Kalau pun kadang menyempatkan diri melihat sunset, justru lebih seru lagi. Itulah sekilas keindahan yang ditampilkan oleh matahari. Tanpa dijadwal, tanpa diminta pun selalu datang tepat waktu dan pergi tepat waktu. Kehadiran dan kepergiannya menandai berakhirnya dua waktu shalat, yakni Subuh dan Asar. Dua shalat ini dikatakan menjadi dua terberat, di antara shalat 5 waktu yang lainnya. Mengapa demikian?
Dalam bahasa Al-Qur'an ([2]: 238) ada ungkapan al-shalat al-wustha. Oleh sebagian mufassir, dimaknai sebagai shalat yang di tengah-tengah waktu di antara shalat-shalat lainnya. Bisa jadi shalat Subuh, toh juga bisa jadi shalat Asar. Kedua shalat tersebut, menurut para ulama, oleh Allah ditekankan untuk menjaganya karena faktor tertentu.
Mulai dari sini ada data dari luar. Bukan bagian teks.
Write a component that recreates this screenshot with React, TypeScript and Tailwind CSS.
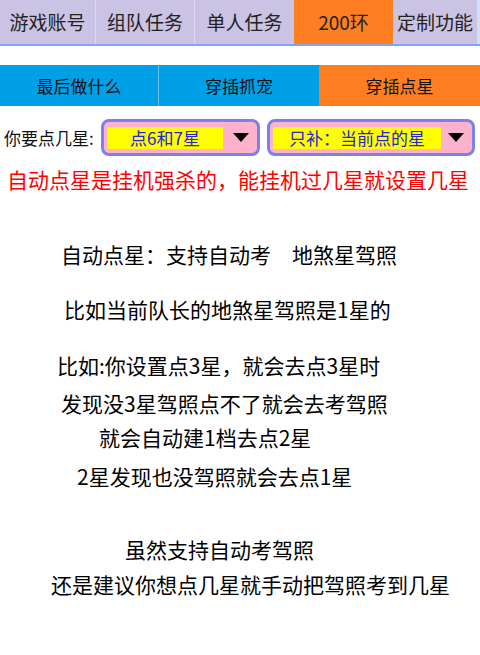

Shalat Asar menjadi alarm kepada manusia untuk menyudahi pekerjaan hariannya, di samping pula sebagai representasi syukur atas segala karunia yang didapatkan selama sehari. Bisa saja, dalam sehari pekerjaan belum juga selesai, sampai mendekati rampungnya waktu Asar. Karena itulah, maka melalui ayat ini Allah mengingatkan untuk menjaga penuh perhatian waktu Asar yang ditandai dengan sunset. Itu menjadi tanda kebesaran Allah untuk mengingatkan manusia segera kembali padanya.
Adapun shalat Subuh perlu diperhatikan, karena pada waktu tersebut menjadi waktu paling enak untuk tidur dan malas segera bangun. Bahkan, dikatakan sebagai shalat terberat bagi orang-orang munafik. Secara lahir beriman, tapi dalamnya malas untuk beribadah. Yang ringan saja enggan, apalagi yang berat? Waktu shalat Subuh juga pendek yang ditandai dengan terbitnya matahari. Betapa indahnya sinar mentari pagi, menjadi pengingat bahwa hidup indah akan selalu terasa setelah terbangun dari sujud menyongsong hangatnya sinar mentari.
Di saat matahari terbit menunjukkan sinar indahnya, sambutan pagi dilengkapi dengan sahutan merdu burung kenari. Lantunan lagu yang serasi tersusun harmonis dari pasukan kenari. Nyanyian mereka terdengar indah, bagai kalimat Syahadat yang senantiasa bertaut saat tasyahud akhir. Ketika seorang manusia telah sampai pada satu rukun terakhir sebelum salam ini, Ia semestinya menjadi sadar dan selalu sadar betapa beratnya iman. Karena, bukan hanya sekedar kata, melainkan sebuah kesaksian harian untuk menjaga kemantapan keislamannya.
Namun, kemerduan nyanyian burung itu tinggalkan kesedihan, ketika sang pendengar hanya mampu mendengar tanpa sanggup meraih dan memilikinya. Seakan, syahadat yang terucap dari lisan-lisan suci itu menjadi harapan kedamaian. Namun, ketika shalat berakhir, kebencian tetap diumbar dengan sepatah dua kata dan seterusnya.
Pasukan kenari semakin banyak saja. Kemerduan nyanyian itu hanya bersifat sesaat. Dan seketika kemudian berganti cacian yang menggema di seluruh penjuru. Seakan tiada guna untuk bersaksi atas segala keindahan tentang matahari, antara terbit dan terbenamnya. Karena, semua telah lebur dan lenyap oleh hasrat sesaat yang bernafas kebencian. Maka, cacian itu tak ubahnya memberikan isyarat betapa lemahnya kekuatan batin menembus ruang doa saat melaksanakan shalat.
Dan entah apalagi yang harus diperbaiki. Sementara pekikan takbir menjadi bunyi menakutkan bagi sebagian kelompok minoritas. Betapa mulianya takbir yang terlontar itu, menjadi isyarat penuh kekerasan. Karena, terbiasa terucap dalam shalat sebagai upaya mengagungkan nama Allah. Namun, situasi lain ketika kata-kata suci itu menjadi pengantar caci di sana dan sini. Semoga mereka mengerti betapa besarnya tanggung jawab seorang anak manusia di hadapan-Nya.
Bukan hanya shalat yang menjadi perkara yang berat, dan justru tanpa shalat segalanya terasa lebih berat. Maka, ikutilah orang-orang yang tegak dengan penuh harap dalam doa, penuh khusyu' dalam dan penuh keadilan dalam keluarga. Seraya berharap kebaikan dan nilai sikap menjadi penting dalam menjaga otoritas lisan yang seringkali salah.